Pyu! My new blog is at reignloleng.wordpress.com BTW, nakabili ka ba ng boxes sa Cash & Carry?

phoebemadness:

Yep. Hehehe!

Ade:

You’re I.PH?! Wow!

phoebemadness:

Hey, Lord Adam! Thanks for dropping by. Hay! Buhay Kano ngayon. Two jobs, no bath… ganon. Hehehe!

Adam Mordo:

PHOEBS!!! Glad to see you on I.PH iha. Musta?

phoebemadness:

Mare, you know that I am gay. This is actually from Odeck’s blog. I just fixed some things on it.

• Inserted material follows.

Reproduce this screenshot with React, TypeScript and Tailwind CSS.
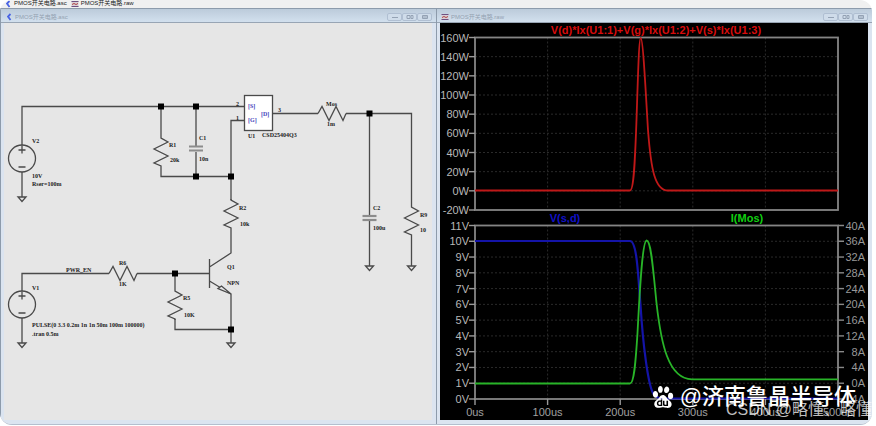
import type { ReactNode } from "react";
import { SiBaidu } from "react-icons/si";

const WIRE = "#4a4a4a";

interface PointProps {
  readonly x: number;
  readonly y: number;
}

function Label({ x, y, children }: PointProps & { readonly children: ReactNode }) {
  return (
    <text x={x} y={y} className="fill-[#222] font-['Liberation_Serif',serif] text-[6px] font-bold">
      {children}
    </text>
  );
}

function Junction({ x, y }: PointProps) {
  return <rect x={x - 3} y={y - 3} width={6} height={6} fill="#000" />;
}

function Ground({ x, y }: PointProps) {
  return <path d={`M${x - 4} ${y}h8l-4 4.5z`} />;
}

function VResistor({ x, y }: PointProps) {
  return <path d={`M${x} ${y}v1l7 4l-14 7l14 7l-14 7l7 3v1`} />;
}

function HResistor({ x, y }: PointProps) {
  return <path d={`M${x} ${y}l4 -7l7 14l7 -14l7 14l3 -7`} />;
}

function Capacitor({ x, y }: PointProps) {
  return (
    <g stroke="#8c8c8c" strokeWidth={2.2}>
      <path d={`M${x - 7} ${y}h14`} />
      <path d={`M${x - 7} ${y + 4}h14`} />
    </g>
  );
}

function Source({ x, y }: PointProps) {
  return (
    <g>
      <circle cx={x} cy={y} r={13.5} />
      <path d={`M${x} ${y - 13}v8M${x - 3.5} ${y - 8.5}h7M${x - 3.5} ${y + 8.5}h7`} />
    </g>
  );
}

function Schematic() {
  return (
    <svg viewBox="4 23 428 397" className="block h-auto w-full bg-[#e6e6e6]" role="img" aria-label="Schematic">
      <g fill="none" stroke={WIRE} strokeWidth={1.3}>
        {/* supply rail */}
        <path d="M22 145V106.5H244M22 172V197" />
        <Source x={22} y={158.5} />
        <Ground x={22} y={197} />
        <path d="M161 106.5V137M161 167V176.5H231M196 106.5V146M196 152V176.5" />
        <VResistor x={161} y={137} />
        <Capacitor x={196} y={146.5} />

        {/* mosfet and load */}
        <rect x={244.5} y={95.5} width={28} height={35} fill="#fff" />
        <path d="M244 120.5H231V200M272.5 113.5H318M346 113.5H411.5V206M411.5 236V266" />
        <HResistor x={318} y={113.5} />
        <path d="M369.5 113.5V216M369.5 221V266" />
        <Capacitor x={369.5} y={216} />
        <VResistor x={411.5} y={206} />
        <Ground x={369.5} y={266} />
        <Ground x={411.5} y={266} />

        {/* gate driver */}
        <VResistor x={231} y={199} />
        <path d="M231 229V253L209.500 267M209.500 259V288M209.500 281L231 294V343" />
        <path d="M218 288.500L221.500 286L231 294z" fill="#e6e6e6" />
        <Ground x={231} y={343} />
        <path d="M22 291V273.500H109M137 273.500H209.500M22 318V343" />
        <Source x={22} y={304.5} />
        <Ground x={22} y={343} />
        <HResistor x={109} y={273.5} />
        <path d="M175 273.500V290M175 319V329.500H231" />
        <VResistor x={175} y={290} />
      </g>

      <Junction x={161} y={106.5} />
      <Junction x={196} y={106.5} />
      <Junction x={196} y={176.5} />
      <Junction x={231} y={176.5} />
      <Junction x={369.5} y={113.5} />
      <Junction x={175} y={273.5} />
      <Junction x={231} y={329.5} />

      <Label x={32} y={143}>V2</Label>
      <Label x={32} y={178}>10V</Label>
      <Label x={32} y={186}>Rser=100m</Label>
      <Label x={169} y={147}>R1</Label>
      <Label x={170} y={162}>20k</Label>
      <Label x={199} y={140}>C1</Label>
      <Label x={199} y={161}>10n</Label>
      <Label x={236} y={106}>2</Label>
      <Label x={236} y={120}>1</Label>
      <Label x={278} y={112}>3</Label>
      <Label x={248} y={138}>U1</Label>
      <Label x={262} y={137}>CSD25404Q3</Label>
      <g className="fill-[#4444bb] font-['Liberation_Serif',serif] text-[6px] font-bold">
        <text x={248} y={108}>[S]</text>
        <text x={248} y={122}>[G]</text>
        <text x={261} y={116}>[D]</text>
      </g>
      <Label x={326} y={106}>Mos</Label>
      <Label x={327} y={126}>1m</Label>
      <Label x={373} y={210}>C2</Label>
      <Label x={373} y={230}>100u</Label>
      <Label x={420} y={217}>R9</Label>
      <Label x={420} y={232}>10</Label>
      <Label x={239} y={210}>R2</Label>
      <Label x={240} y={226}>10k</Label>
      <Label x={227} y={269}>Q1</Label>
      <Label x={227} y={285}>NPN</Label>
      <Label x={66} y={272}>PWR_EN</Label>
      <Label x={119} y={265}>R6</Label>
      <Label x={119} y={286}>1K</Label>
      <Label x={183} y={300}>R5</Label>
      <Label x={184} y={317}>10K</Label>
      <Label x={32} y={290}>V1</Label>
      <Label x={32} y={327}>PULSE(0 3.3 0.2m 1n 1n 50m 100m 100000)</Label>
      <Label x={32} y={336}>.tran 0.5m</Label>
    </svg>
  );
}

const LEFT = 475;
const RIGHT = 838;
const X_TICKS = ["0us", "100us", "200us", "300us", "400us", "500us"];
const POWER_TICKS = ["160W", "140W", "120W", "100W", "80W", "60W", "40W", "20W", "0W", "-20W"];
const VOLT_TICKS = ["11V", "10V", "9V", "8V", "7V", "6V", "5V", "4V", "3V", "2V", "1V", "0V"];
const AMP_TICKS = ["40A", "36A", "32A", "28A", "24A", "20A", "16A", "12A", "8A", "4A", "0A", "-4A"];

const tickX = (i: number) => LEFT + ((RIGHT - LEFT) * i) / (X_TICKS.length - 1);

interface PaneProps {
  readonly top: number;
  readonly bottom: number;
  readonly left: readonly string[];
  readonly right?: readonly string[];
  readonly children: ReactNode;
}

function Pane({ top, bottom, left, right, children }: PaneProps) {
  const tickY = (i: number) => top + ((bottom - top) * i) / (left.length - 1);

  return (
    <g>
      <g stroke="#2a2a2a" strokeWidth={1} strokeDasharray="2 2">
        {left.slice(1, -1).map((label, i) => (
          <path key={label} d={`M${LEFT} ${tickY(i + 1)}H${RIGHT}`} />
        ))}
        {X_TICKS.slice(1, -1).map((label, i) => (
          <path key={label} d={`M${tickX(i + 1)} ${top}V${bottom}`} />
        ))}
      </g>
      <rect x={LEFT} y={top} width={RIGHT - LEFT} height={bottom - top} fill="none" stroke="#858585" strokeWidth={1.8} />
      {left.map((label, i) => (
        <g key={label}>
          <path d={`M469 ${tickY(i)}H${LEFT}`} stroke="#999" strokeWidth={1.4} />
          <text x={469} y={tickY(i) + 4} textAnchor="end" className="fill-[#b8b8b8]">
            {label}
          </text>
        </g>
      ))}
      {right?.map((label, i) => (
        <g key={label}>
          <path d={`M${RIGHT} ${tickY(i)}h6`} stroke="#888" strokeWidth={1.4} />
          <text x={865} y={tickY(i) + 4} textAnchor="end" className="fill-[#989898]">
            {label}
          </text>
        </g>
      ))}
      {children}
    </g>
  );
}

function Waveforms() {
  return (
    <svg
      viewBox="440 23 428 397"
      className="block h-auto w-full bg-black font-['Liberation_Sans',sans-serif] text-[11px]"
      role="img"
      aria-label="Waveforms"
    >
      <text x={656} y={34} textAnchor="middle" className="fill-[#d80c0c] font-bold">
        V(d)*Ix(U1:1)+V(g)*Ix(U1:2)+V(s)*Ix(U1:3)
      </text>
      <Pane top={37.5} bottom={210} left={POWER_TICKS}>
        <path
          d="M475 190.500H630C634 190.500 635 160 636.500 120C638 75 639 38 640.700 38C643 38 645.500 88 648 130C651 170 655 190.500 668 190.500H838"
          fill="none"
          stroke="#c01818"
          strokeWidth={1.8}
        />
      </Pane>

      <text x={565} y={222} textAnchor="middle" className="fill-[#1010c8] font-bold">
        V(s,d)
      </text>
      <text x={747} y={222} textAnchor="middle" className="fill-[#10d010] font-bold">
        I(Mos)
      </text>
      <Pane top={225.5} bottom={399} left={VOLT_TICKS} right={AMP_TICKS}>
        <path
          d="M475 241H630C637 241 638 275 640.500 305C643 345 648 384 653 393C656 398.500 660 398.500 668 398.500H838"
          fill="none"
          stroke="#1414a8"
          strokeWidth={2.2}
        />
        <path
          d="M475 383.500H630C634 383.500 635.500 365 637.500 333C640 285 642.500 240.500 646.700 240.500C651 240.500 653 268 656.500 303C661 343 668 379 692 379.300H838"
          fill="none"
          stroke="#28b428"
          strokeWidth={1.8}
        />
      </Pane>
      {X_TICKS.map((label, i) => (
        <g key={label}>
          <path d={`M${tickX(i)} 399v6`} stroke="#999" strokeWidth={1.4} />
          <text x={tickX(i)} y={416} textAnchor="middle" className="fill-[#a0a0a0]">
            {label}
          </text>
        </g>
      ))}
    </svg>
  );
}

function SchematicIcon() {
  return (
    <svg viewBox="0 0 8 8" className="size-2 shrink-0" fill="none" aria-hidden>
      <path d="M5.500 1L3 3.500L5.500 7" stroke="#4a64e4" strokeWidth={1.8} />
    </svg>
  );
}

function WaveIcon() {
  return (
    <svg viewBox="0 0 8 8" className="size-2 shrink-0" aria-hidden>
      <rect x={0.5} y={1} width={7} height={6} fill="#d8d0d8" />
      <path d="M.5 1.500h7M.5 6.500h7" stroke="#705080" strokeWidth={1.2} />
      <path d="M1 4.500l2 -1l2 1l2 -1" fill="none" stroke="#b04040" />
    </svg>
  );
}

const CONTROLS = [
  { label: "Minimize", path: "M3 4.500h6" },
  { label: "Restore", path: "M3 2.500h3v3h-3zM7 2.500h2v3h-2z" },
  { label: "Close", path: "M3.500 2.500h5v3h-5zM3.500 4h5" },
];

interface WindowProps {
  readonly title: string;
  readonly icon: ReactNode;
  readonly children: ReactNode;
}

function Window({ title, icon, children }: WindowProps) {
  return (
    <section className="min-w-0 border-t border-l border-[#8d9bab] bg-[#dbe4f0] pr-1 pb-1 pl-[3px]">
      <header className="-mr-1 -ml-[3px] flex h-[14px] items-center gap-0.5 border-b border-[#98a5b4] bg-linear-to-b from-[#bccbda] to-[#d2e0ee] pt-0.5 pr-1 pl-1">
        {icon}
        <h2 className="min-w-0 flex-1 truncate text-[6px] leading-[10px] text-[#94a2b2]">{title}</h2>
        <div className="flex">
          {CONTROLS.map((control) => (
            <button
              key={control.label}
              type="button"
              aria-label={control.label}
              className="flex h-2 w-[15px] items-center justify-center rounded-xs border border-[#b0bfd2] bg-[#cfdcea]"
            >
              <svg viewBox="0 0 12 8" className="h-2 w-3" fill="none" stroke="#94a2b4" aria-hidden>
                <path d={control.path} />
              </svg>
            </button>
          ))}
        </div>
      </header>
      {children}
    </section>
  );
}

export default function App() {
  return (
    <div className="bg-white pr-1 font-['Liberation_Sans','Noto_Sans_CJK_SC',sans-serif]">
      <main className="relative overflow-hidden rounded-xl border-b border-[#b4bfce] bg-[#f0f0f0]">
        <nav className="flex h-2 items-start gap-1 overflow-hidden pl-1 text-[6px] leading-[6px] text-[#222]">
          <a href="#schematic" className="flex shrink-0 gap-0.5 whitespace-nowrap">
            <SchematicIcon />
            PMOS开关电路.asc
          </a>
          <a href="#waveforms" className="flex shrink-0 gap-0.5 whitespace-nowrap">
            <WaveIcon />
            PMOS开关电路.raw
          </a>
        </nav>
        <div className="grid grid-cols-2">
          <Window title="PMOS开关电路.asc" icon={<SchematicIcon />}>
            <Schematic />
          </Window>
          <Window title="PMOS开关电路.raw" icon={<WaveIcon />}>
            <Waveforms />
          </Window>
        </div>
        <p className="absolute right-4 bottom-3 flex items-center gap-1.5 text-[22px] leading-[30px] font-medium text-white">
          <SiBaidu className="size-[22px]" aria-hidden />
          @济南鲁晶半导体
        </p>
        <p className="absolute right-0 bottom-1 text-[16px] leading-[20px] text-white/75">CSDN @略懂、略懂</p>
      </main>
    </div>
  );
}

Ergo, Odeck is gay, too, mare. hahaha!

gervase:

hey girl!:) nice work…if i didnt know u better i’d say a gay columnist did this..LOL! PIS mare!!

phoebemadness:

Hey! Thanks for trying to read my stupidity. Ngyahaha!

Jake The Miserable:

Weee!~ Weee!~

phoebemadness:

i think we really need to… next payday? wadyatink? hehehe!

lyn:

we really should drink and shit. I could also finish 2 red horse grande!

phoebemadness:

thanks so much liz. as you can see, i am an idiot when it comes to things like this… hahaha! love you!

liz:

turn edit on sa upper left corner ng blog, tapos look for ‘comments’, then approve. you can set it such that you dont need to approve them anymore. ^_^ tell me how it goes.

phoebemadness:

Hey, Optimus! Thanks for dropping by!

Jo, I know that quote. Very very familiar.

phoebemadness:

What is wrong with i.ph? What’s wrong with me?

Jojo:

This sums up your latest blog… “If you give a mouse a cookie, he’ll want to have a glass of milk.”